As in §1.3, the predictions here are rough and intuitive, and were not generated by a formal model. It would be difficult for our probability to rise much higher than 85% given additional time or other resources. Our inside-view evaluation of the arguments assigns high probability to par-biology nanotechnology being achievable in fifty years under these idealized conditions, such that the remaining uncertainty in our informal aggregate models largely stems from model uncertainty and deference to experts who disagree with our view and consider par-biology nanotechnology much more difficult. We would be very surprised to learn that par-biology nanotechnology were much more difficult (say, requiring more than 500 VNG research years), and this would have a fairly large impact on our overall expectations about early AGI systems’ potential uses and impact.
(500 VNG research years = 500 von-Neumann-group research year, defined as 'how much progress ten copies of John von Neumann would make if they worked together on the problem, hard, for 500 serial years'.)

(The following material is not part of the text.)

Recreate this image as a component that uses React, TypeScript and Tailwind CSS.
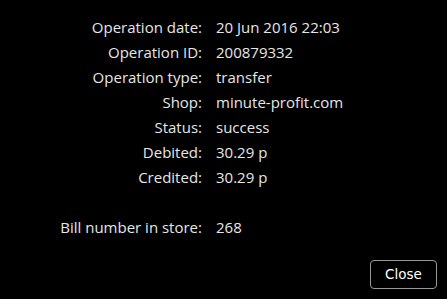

This is also why I think humanity should probably put lots of resources into whole-brain emulation: I don't think you need qualitatively superhuman cognition in order to get to nanotech, I think we're just short on time given how slowly whole-brain emulation has advanced thus far.
With STEM-level AGI I think we'll have more than enough cognition to do basically whatever we can align; but given how tenuous humanity's grasp on alignment is today, it would be prudent to at least take a stab at a "straight to whole-brain emulation" Manhattan Project. I don't think humanity as it exists today has the tech capabilities to hit the pause button on ML progress indefinitely, but I think we could readily do that with "run a thousand copies of your top researchers at 1000x speed" tech.
(Note that having dramatically improved hardware to run a lot of ems very fast is crucial here. This is another reason the straight-to-WBE path doesn't look hopeful at a glance, and seems more like a desperation move to me; but maybe there's a way to do it.)